The police force was dealt a huge blow by the Erdoğan government with purges that started in 2014 and intensified in 2016 and 2017. Among 43,648 people who were purged without effective administrative or judicial probes, 14,000 were veteran police chiefs. The move was seen as an attempt by Erdoğan to transform the police force into a his own private detective agency to go after his political opponents, journalists, activists and human rights defenders.
In fact the intelligence gathered in Greece was used by the police to pursue criminal investigations in Turkey. In a communiqué sent to the Ankara Chief Public Prosecutor’s Office on January 27, 2021, Huseyin Agir, the acting chief of the Ankara police department’s counterterrorism bureau, asked for permission to investigate people who were spied on in Greece. He mentioned the intelligence passed from the Turkish embassy in Athens in his communiqué to justify the probe.
On September 13, 2022 public prosecutor Ali Tanil Gören sent a letter to courts and prosecutor’s offices in nine provinces where the population registries of profiled people were kept in order to take further legal action.

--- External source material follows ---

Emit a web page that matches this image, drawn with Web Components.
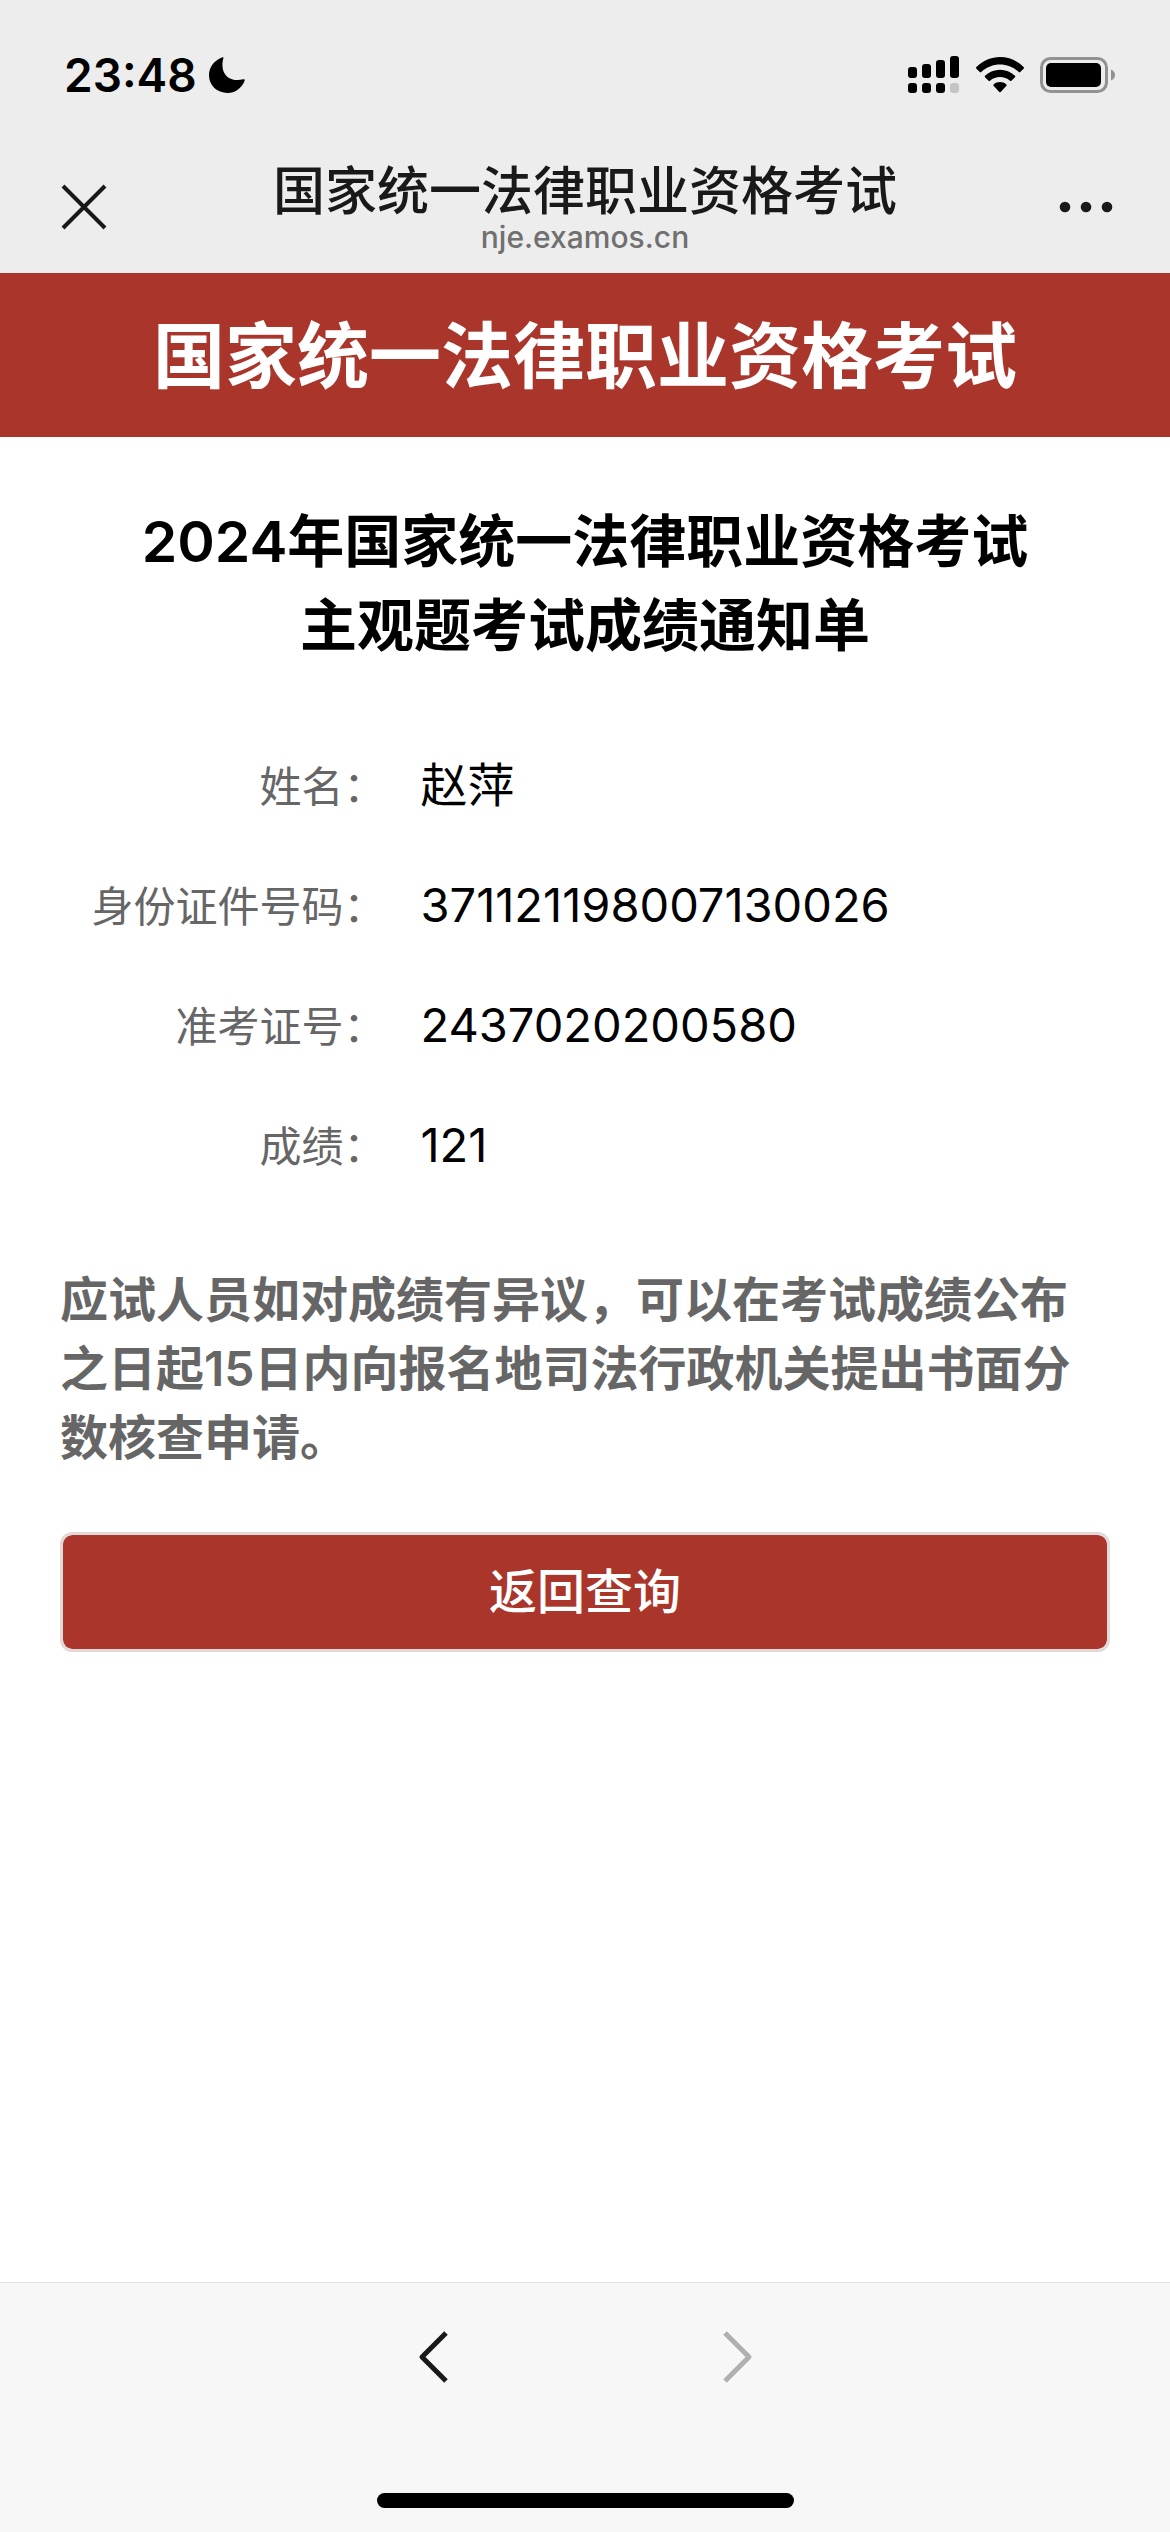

The entire process shows that the rule of law has effectively been suspended in Turkey under Erdoğan’s presidency and that the criminal justice system and law enforcement agencies were abused to punish critics and opponents on fabricated terrorism charges.
The intelligence document sent by the Foreign Ministry and shared with the prosecutor’s office by the police department cannot be considered evidence, which is stated on the bottom of all such documents in line with the Code of Criminal Procedure (CMUK). The evidence must be collected only after the police receive authorization by a court under the supervision of a prosecutor’s office.
The spying on critics who live abroad has dire consequences for those who were targeted by the Turkish government. The not only face politically motivated criminal prosecutions but also risk the imprisonment of their family members in Turkey and the unlawful seizure of their assets.